The Isolated Children’s Parents’ Association is celebrating 50 years of advocacy while acknowledging there is still much to do to achieve equality for rural and remote students.

Story Annabelle Brayley  Photo Jesse Donoghue, Sweetspotphotography

When Wally Mitchell accepted the presidency of the Isolated Children’s Parents’ Association (ICPA) at its first federal meeting in Bourke in north-west NSW, in 1971, he could never have imagined he’d be opening the organisation’s 50th conference using Zoom via a laptop. 

In fact, Wally had never used Zoom before he was beamed into the Civic Centre in Longreach, Qld, in November 2021 for ICPA50. Back in his day, he was just grateful that the women on his telephone exchange left their party lines plugged in when they closed at 10pm, so that he and federal secretary, the late Pat Edgley, could strategise far into the night.

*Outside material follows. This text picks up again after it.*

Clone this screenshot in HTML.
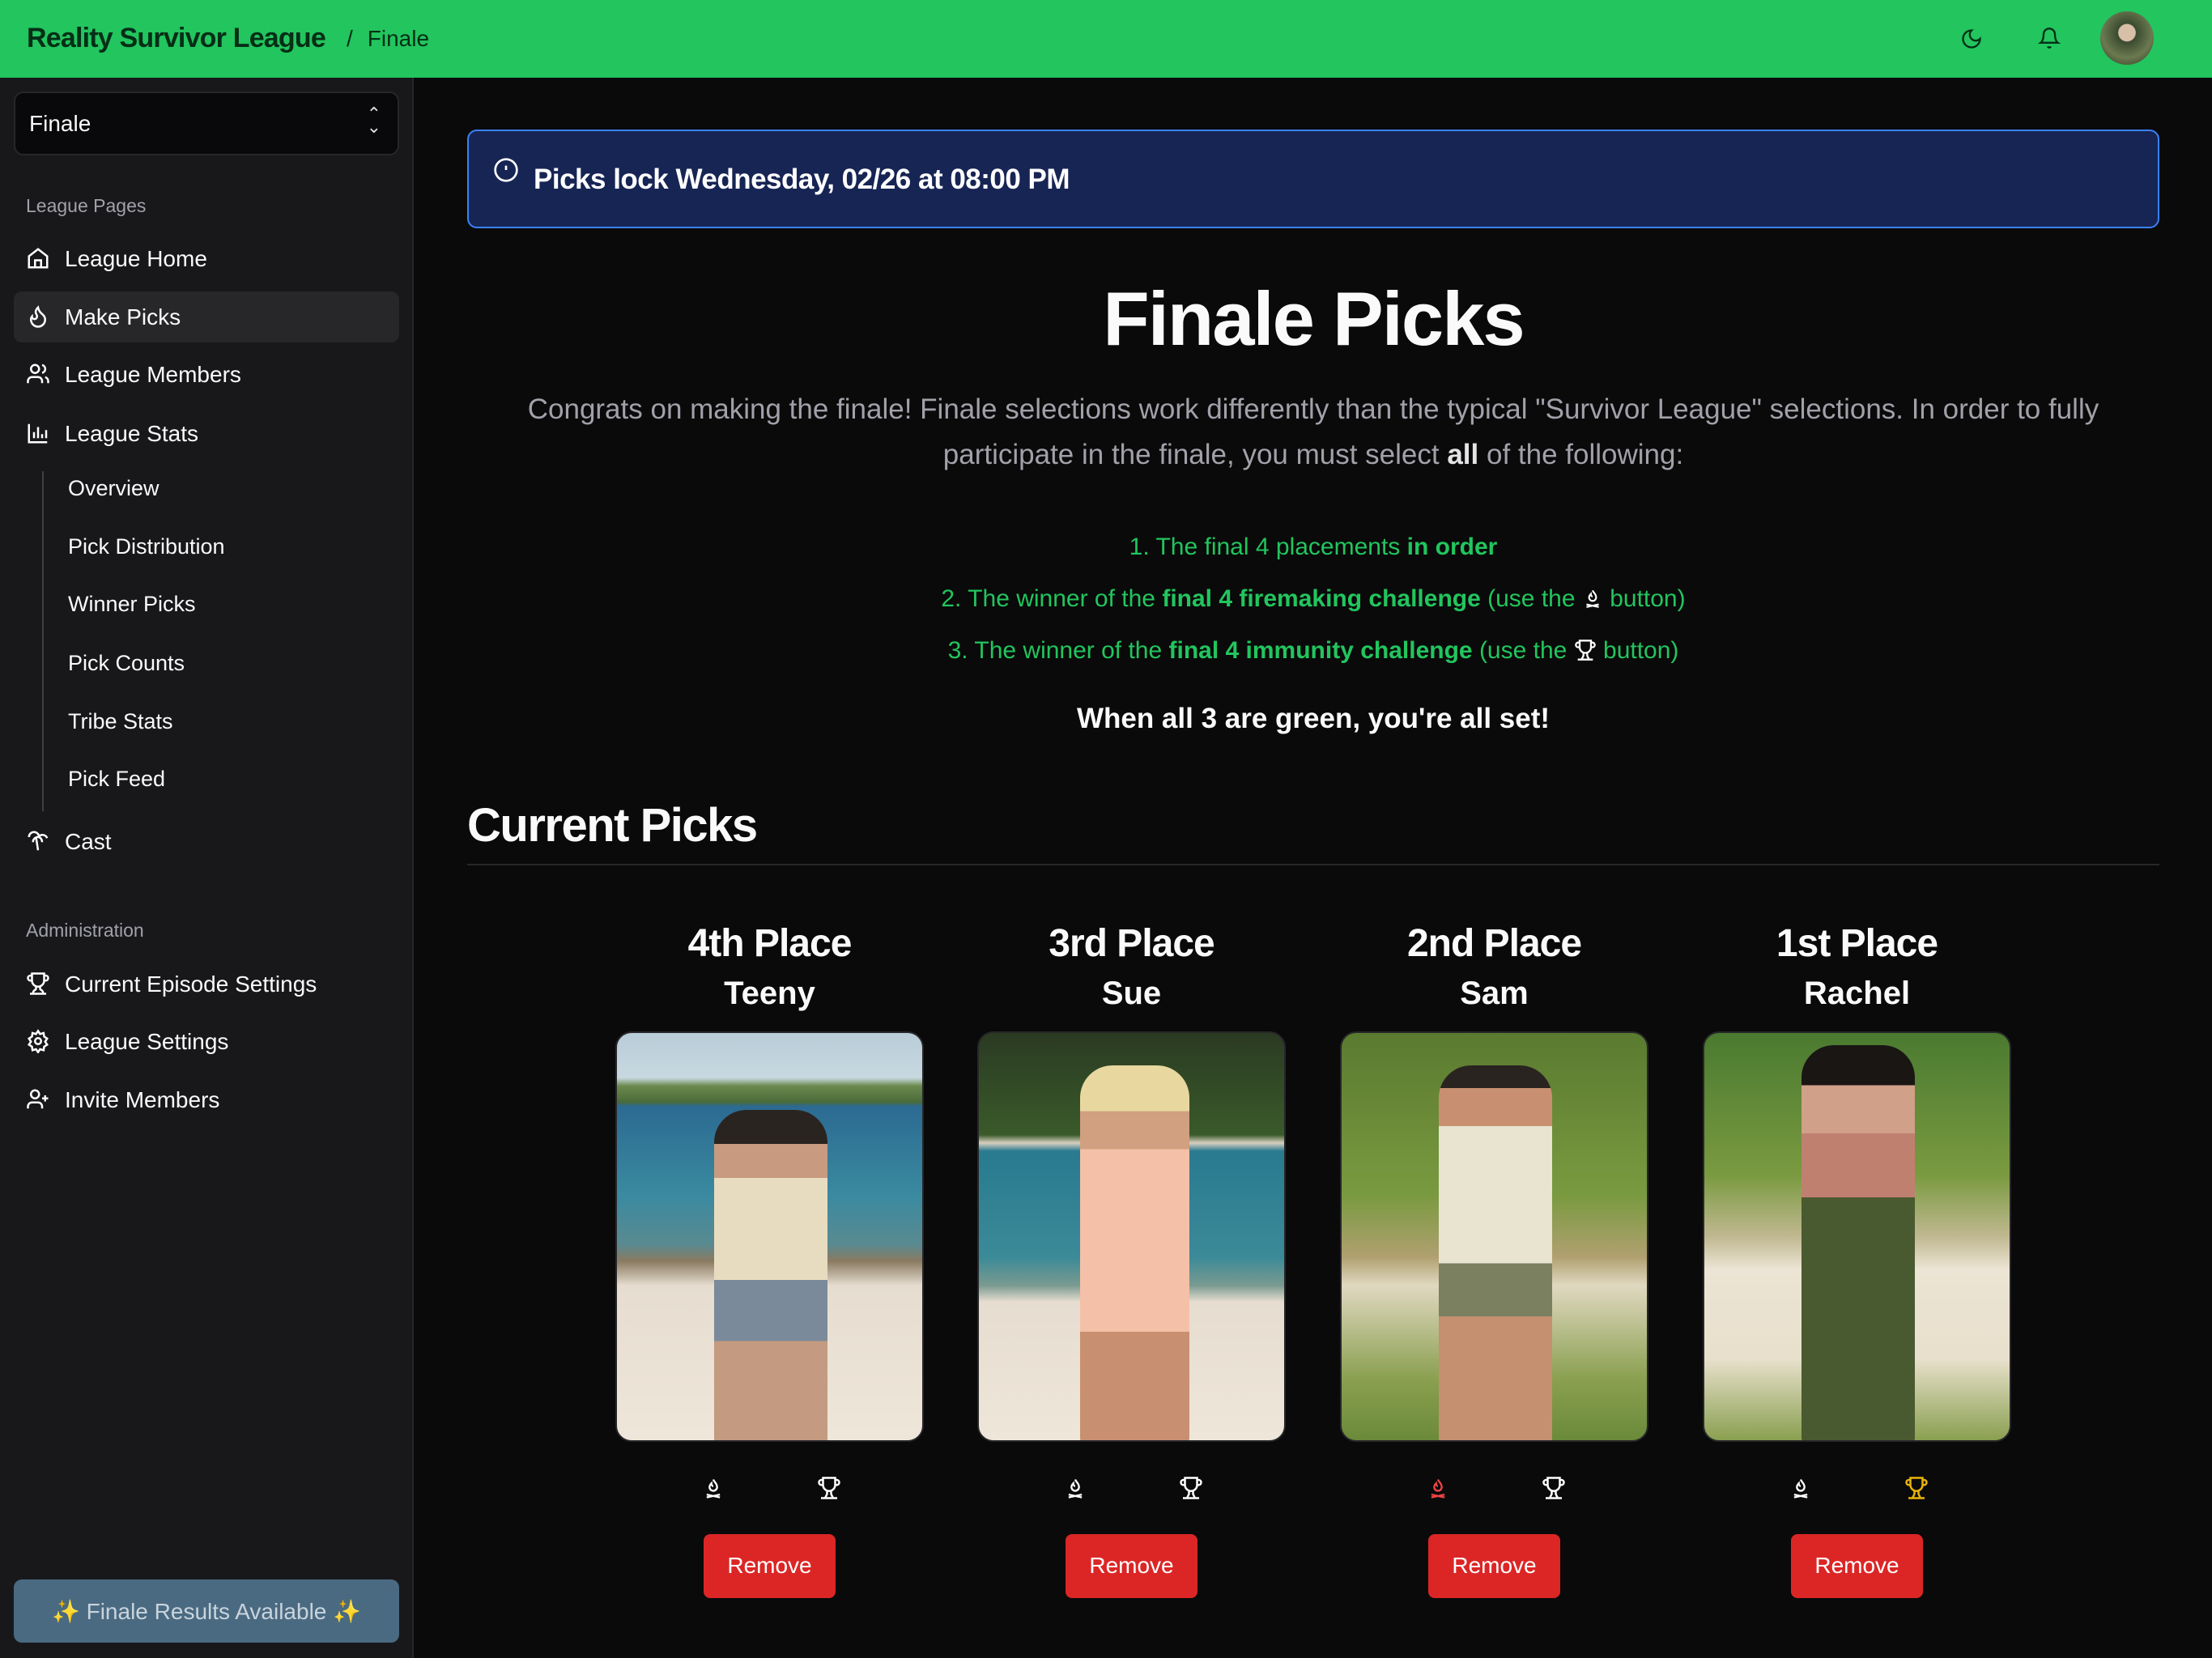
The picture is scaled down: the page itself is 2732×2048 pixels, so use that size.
<!DOCTYPE html>
<html><head><meta charset="utf-8"><style>
*{box-sizing:border-box;margin:0;padding:0}
body{width:2732px;height:2048px;background:#0a0a0a;font-family:"Liberation Sans",sans-serif;color:#fafafa;position:relative;overflow:hidden}
.hdr{position:absolute;left:0;top:0;width:2732px;height:96px;background:#22c55e}
.hdr .t{position:absolute;left:33px;top:28px;font-size:34px;font-weight:bold;color:#052e16;letter-spacing:-0.8px}
.hdr .b{position:absolute;left:428px;top:32px;font-size:28px;color:#052e16}
.side{position:absolute;left:0;top:96px;width:511px;height:1952px;background:#18181b;border-right:2px solid #27272a}
.sel{position:absolute;left:17px;top:17px;width:476px;height:79px;background:#09090b;border:2px solid #27272a;border-radius:12px;font-size:28px;padding:22px 0 0 17px}
.lbl{position:absolute;left:32px;font-size:23px;color:#a1a1aa}
.it{position:absolute;left:80px;font-size:28px;color:#fafafa}
.sub{position:absolute;left:84px;font-size:27px;color:#fafafa}
.ic{position:absolute;left:32px;width:30px;height:30px}
.hl{position:absolute;left:17px;top:264px;width:476px;height:63px;background:#27272a;border-radius:10px}
.vl{position:absolute;left:52px;top:486px;width:2px;height:420px;background:#3f3f46}
.fin{position:absolute;left:17px;top:1855px;width:476px;height:78px;background:#4a6a82;border-radius:10px;text-align:center;font-size:28px;color:#c9d4dc;padding-top:23px}
.alert{position:absolute;left:577px;top:160px;width:2090px;height:122px;background:#172554;border:2px solid #3b82f6;border-radius:12px}
.alert .tx{position:absolute;left:80px;top:40px;font-size:35px;font-weight:bold;color:#fff;letter-spacing:-0.5px}
.c{position:absolute;left:577px;width:2090px;text-align:center}
.g{color:#22c55e;font-size:30px;line-height:40px}
.card{position:absolute;width:381px;text-align:center}
.card h2{font-size:48px;font-weight:bold;letter-spacing:-1px}
.card h3{font-size:40px;font-weight:bold;margin-top:12px}
.img{position:absolute;left:0;top:136px;width:381px;height:507px;border-radius:20px;overflow:hidden;border:2px solid #27272a}
.rm{position:absolute;left:109px;top:757px;width:163px;height:79px;background:#dc2626;border-radius:8px;font-size:28px;color:#fff;padding-top:23px}
.fi{position:absolute;top:685px;left:107px}
.tr{position:absolute;top:685px;left:249px}
</style></head><body>
<div class="hdr">
<div class="t">Reality Survivor League</div>
<div class="b"><span style="margin-right:18px">/</span>Finale</div>
<svg style="position:absolute;left:2421px;top:34px" width="28" height="28" viewBox="0 0 24 24" fill="none" stroke="#052e16" stroke-width="2"><path d="M12 3a6 6 0 0 0 9 9 9 9 0 1 1-9-9Z"/></svg>
<svg style="position:absolute;left:2517px;top:32px" width="28" height="30" viewBox="0 0 24 24" fill="none" stroke="#052e16" stroke-width="2"><path d="M6 8a6 6 0 0 1 12 0c0 7 3 9 3 9H3s3-2 3-9"/><path d="M10.3 21a1.94 1.94 0 0 0 3.4 0"/></svg>
<div style="position:absolute;left:2594px;top:14px;width:66px;height:66px;border-radius:50%;background:radial-gradient(circle at 50% 40%,#d8c0a8 0 20%,#3a4a30 22%,#6b7a50 60%,#2a3520 100%)"></div>
</div>
<div class="side">
<div class="sel">Finale<span style="position:absolute;right:20px;top:18px;font-size:22px;line-height:16px;color:#ddd">⌃<br>⌄</span></div>
<div class="lbl" style="top:145px">League Pages</div>
<div class="hl"></div>
<svg class="ic" style="top:208px" viewBox="0 0 24 24" fill="none" stroke="#fff" stroke-width="2"><path d="M3 10l9-7 9 7v11H3z"/><path d="M9 21v-7h6v7"/></svg>
<div class="it" style="top:208px">League Home</div>
<svg class="ic" style="top:280px" viewBox="0 0 24 24" fill="none" stroke="#fff" stroke-width="2"><path d="M8.5 14.5A2.5 2.5 0 0 0 11 12c0-1.4-.5-2-1-3-1-2 0-4 2-6 .5 2.5 2 4.9 4 6.5 2 1.6 3 3.5 3 5.5a7 7 0 1 1-14 0c0-1.2.4-2.3 1-3 0 1.4 1.1 2.5 2.5 2.5z"/></svg>
<div class="it" style="top:280px">Make Picks</div>
<svg class="ic" style="top:351px" viewBox="0 0 24 24" fill="none" stroke="#fff" stroke-width="2"><circle cx="9" cy="7" r="4"/><path d="M2 21v-2a4 4 0 0 1 4-4h6a4 4 0 0 1 4 4v2M16 3.1a4 4 0 0 1 0 7.8M22 21v-2a4 4 0 0 0-3-3.9"/></svg>
<div class="it" style="top:351px">League Members</div>
<svg class="ic" style="top:424px" viewBox="0 0 24 24" fill="none" stroke="#fff" stroke-width="2"><path d="M3 3v18h18M8 17V11M12 17V6M16 17v-4M20 17V9"/></svg>
<div class="it" style="top:424px">League Stats</div>
<div class="vl"></div>
<div class="sub" style="top:492px">Overview</div>
<div class="sub" style="top:564px">Pick Distribution</div>
<div class="sub" style="top:635px">Winner Picks</div>
<div class="sub" style="top:708px">Pick Counts</div>
<div class="sub" style="top:780px">Tribe Stats</div>
<div class="sub" style="top:851px">Pick Feed</div>
<svg class="ic" style="top:928px" viewBox="0 0 24 24" fill="none" stroke="#fff" stroke-width="2"><path d="M13 8c0-2.8-2.2-5-5-5s-5 2.2-5 5M13 7.1A5 5 0 0 1 21 9M13 8a5 5 0 0 0-6 5M13 8c2 1 3 3 3 5M10 8l2 13"/></svg>
<div class="it" style="top:928px">Cast</div>
<div class="lbl" style="top:1040px">Administration</div>
<svg class="ic" style="top:1104px" viewBox="0 0 24 24" fill="none" stroke="#fff" stroke-width="2"><path d="M6 9H4.5a2.5 2.5 0 0 1 0-5H6M18 9h1.5a2.5 2.5 0 0 0 0-5H18M4 22h16M10 14.7V17c0 .6-.5 1-1 1.2C7.9 18.8 7 20.2 7 22M14 14.7V17c0 .6.5 1 1 1.2 1.2.5 2 2 2 3.8M18 2H6v7a6 6 0 0 0 12 0V2z"/></svg>
<div class="it" style="top:1104px">Current Episode Settings</div>
<svg class="ic" style="top:1175px" viewBox="0 0 24 24" fill="none" stroke="#fff" stroke-width="2"><circle cx="12" cy="12" r="3"/><path d="M12 2l2 3 3.5-1 .5 3.5 3 2-2 3 2 3-3 2-.5 3.5-3.5-1-2 3-2-3-3.5 1-.5-3.5-3-2 2-3-2-3 3-2 .5-3.5 3.5 1z"/></svg>
<div class="it" style="top:1175px">League Settings</div>
<svg class="ic" style="top:1247px" viewBox="0 0 24 24" fill="none" stroke="#fff" stroke-width="2"><circle cx="9" cy="7" r="4"/><path d="M2 21v-2a4 4 0 0 1 4-4h6a4 4 0 0 1 4 4v2M19 8v6M22 11h-6"/></svg>
<div class="it" style="top:1247px">Invite Members</div>
<div class="fin"><span style="color:#d4b44a">✨</span> Finale Results Available <span style="color:#d4b44a">✨</span></div>
</div>

<div class="alert">
<svg style="position:absolute;left:30px;top:32px" width="32" height="32" viewBox="0 0 24 24" fill="none" stroke="#fff" stroke-width="2"><circle cx="12" cy="12" r="10"/><path d="M12 8v4M12 16h.01"/></svg>
<div class="tx">Picks lock Wednesday, 02/26 at 08:00 PM</div>
</div>
<div class="c" style="top:340px;font-size:94px;font-weight:bold;letter-spacing:-2px">Finale Picks</div>
<div class="c" style="top:478px;font-size:35px;line-height:56px;color:#a1a1aa;padding:0 40px">Congrats on making the finale! Finale selections work differently than the typical "Survivor League" selections. In order to fully participate in the finale, you must select <b style="color:#e4e4e7">all</b> of the following:</div>
<div class="c g" style="top:656px">1. The final 4 placements <b>in order</b></div>
<div class="c g" style="top:720px">2. The winner of the <b>final 4 firemaking challenge</b> (use the <svg width="26" height="28" viewBox="0 0 24 24" fill="none" stroke="#fff" stroke-width="2" style="vertical-align:-4px"><path d="M12 3c1 3 4 4 4 8a4 4 0 0 1-8 0c0-2 1-3 2-4 0 2 1 3 2 3M5 19l14 3M19 19L5 22"/></svg> button)</div>
<div class="c g" style="top:784px">3. The winner of the <b>final 4 immunity challenge</b> (use the <svg width="28" height="28" viewBox="0 0 24 24" fill="none" stroke="#fff" stroke-width="2" style="vertical-align:-4px"><path d="M6 9H4.5a2.5 2.5 0 0 1 0-5H6M18 9h1.5a2.5 2.5 0 0 0 0-5H18M4 22h16M10 15v3l-2 4M14 15v3l2 4M18 2H6v7a6 6 0 0 0 12 0V2z"/></svg> button)</div>
<div class="c" style="top:868px;font-size:35px;font-weight:bold">When all 3 are green, you're all set!</div>
<div style="position:absolute;left:577px;top:986px;font-size:58px;font-weight:bold;letter-spacing:-1.5px">Current Picks</div>
<div style="position:absolute;left:577px;top:1067px;width:2090px;height:2px;background:#27272a"></div>

<div class="card" style="left:760px;top:1138px"><h2>4th Place</h2><h3>Teeny</h3>
<div class="img" style="background:linear-gradient(#b8cdd8 0,#c8d8e0 11%,#6b8a4e 13%,#4a6a3a 17%,#2c6a92 18%,#3a8aa0 40%,#5a8a90 52%,#8a7a60 56%,#e6ddd0 62%,#efe6da 100%)"><div style="position:absolute;left:120px;top:95px;width:140px;height:420px;background:linear-gradient(#2a2420 0 10%,#c89a80 10% 20%,#e8dcc0 20% 50%,#7a8a9a 50% 68%,#c49a80 68%);border-radius:40px 40px 10px 10px"></div></div>
<svg class="fi" width="28" height="30" viewBox="0 0 24 24" fill="none" stroke="#fff" stroke-width="2"><path d="M12 3c1 3 4 4 4 8a4 4 0 0 1-8 0c0-2 1-3 2-4 0 2 1 3 2 3M5 19l14 3M19 19L5 22"/></svg>
<svg class="tr" width="30" height="30" viewBox="0 0 24 24" fill="none" stroke="#fff" stroke-width="2"><path d="M6 9H4.5a2.5 2.5 0 0 1 0-5H6M18 9h1.5a2.5 2.5 0 0 0 0-5H18M4 22h16M10 15v3l-2 4M14 15v3l2 4M18 2H6v7a6 6 0 0 0 12 0V2z"/></svg>
<div class="rm">Remove</div></div>

<div class="card" style="left:1207px;top:1138px"><h2>3rd Place</h2><h3>Sue</h3>
<div class="img" style="background:linear-gradient(#2a3a22 0,#3a5a2a 25%,#d8d0c0 27%,#2a7a90 29%,#3a8a98 55%,#7a9a90 62%,#e6ddd0 66%,#efe6da 100%)"><div style="position:absolute;left:125px;top:40px;width:135px;height:470px;background:linear-gradient(#e8d8a0 0 12%,#d0a080 12% 22%,#f4c0a8 22% 70%,#c89070 70%);border-radius:40px 40px 10px 10px"></div></div>
<svg class="fi" width="28" height="30" viewBox="0 0 24 24" fill="none" stroke="#fff" stroke-width="2"><path d="M12 3c1 3 4 4 4 8a4 4 0 0 1-8 0c0-2 1-3 2-4 0 2 1 3 2 3M5 19l14 3M19 19L5 22"/></svg>
<svg class="tr" width="30" height="30" viewBox="0 0 24 24" fill="none" stroke="#fff" stroke-width="2"><path d="M6 9H4.5a2.5 2.5 0 0 1 0-5H6M18 9h1.5a2.5 2.5 0 0 0 0-5H18M4 22h16M10 15v3l-2 4M14 15v3l2 4M18 2H6v7a6 6 0 0 0 12 0V2z"/></svg>
<div class="rm">Remove</div></div>

<div class="card" style="left:1655px;top:1138px"><h2>2nd Place</h2><h3>Sam</h3>
<div class="img" style="background:linear-gradient(#5a7a30 0,#7a9a40 40%,#b0a070 55%,#e0d8c0 62%,#8aa050 85%,#6a8a3a 100%)"><div style="position:absolute;left:120px;top:40px;width:140px;height:470px;background:linear-gradient(#2a2420 0 6%,#c89070 6% 16%,#e8e4d0 16% 52%,#7a8060 52% 66%,#c49070 66%);border-radius:40px 40px 10px 10px"></div></div>
<svg class="fi" width="28" height="30" viewBox="0 0 24 24" fill="none" stroke="#ef4444" stroke-width="2"><path d="M12 3c1 3 4 4 4 8a4 4 0 0 1-8 0c0-2 1-3 2-4 0 2 1 3 2 3M5 19l14 3M19 19L5 22"/></svg>
<svg class="tr" width="30" height="30" viewBox="0 0 24 24" fill="none" stroke="#fff" stroke-width="2"><path d="M6 9H4.5a2.5 2.5 0 0 1 0-5H6M18 9h1.5a2.5 2.5 0 0 0 0-5H18M4 22h16M10 15v3l-2 4M14 15v3l2 4M18 2H6v7a6 6 0 0 0 12 0V2z"/></svg>
<div class="rm">Remove</div></div>

<div class="card" style="left:2103px;top:1138px"><h2>1st Place</h2><h3>Rachel</h3>
<div class="img" style="background:linear-gradient(#4a7a30 0,#7a9a40 35%,#c0b890 50%,#ece4d4 58%,#e8e0cc 80%,#8aa050 100%)"><div style="position:absolute;left:120px;top:15px;width:140px;height:495px;background:linear-gradient(#1a1614 0 10%,#d0a088 10% 22%,#c08070 22% 38%,#4a5a30 38%);border-radius:40px 40px 10px 10px"></div></div>
<svg class="fi" width="28" height="30" viewBox="0 0 24 24" fill="none" stroke="#fff" stroke-width="2"><path d="M12 3c1 3 4 4 4 8a4 4 0 0 1-8 0c0-2 1-3 2-4 0 2 1 3 2 3M5 19l14 3M19 19L5 22"/></svg>
<svg class="tr" width="30" height="30" viewBox="0 0 24 24" fill="none" stroke="#eab308" stroke-width="2"><path d="M6 9H4.5a2.5 2.5 0 0 1 0-5H6M18 9h1.5a2.5 2.5 0 0 0 0-5H18M4 22h16M10 15v3l-2 4M14 15v3l2 4M18 2H6v7a6 6 0 0 0 12 0V2z"/></svg>
<div class="rm">Remove</div></div>
</body></html>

Pat is acknowledged as the catalyst for the establishment of ICPA when she placed an ad in the Bourke newspaper in April 1971, calling for the district’s parents to attend a meeting to discuss the threatened closure of the Bourke School Term Hostel. The challenges those parents faced resonated and, within six months, members of 17 fledgling branches from across NSW, Queensland and SA packed their swags and bags, piled into one car from each branch to save on fuel, and motored to Bourke for their first federal meeting.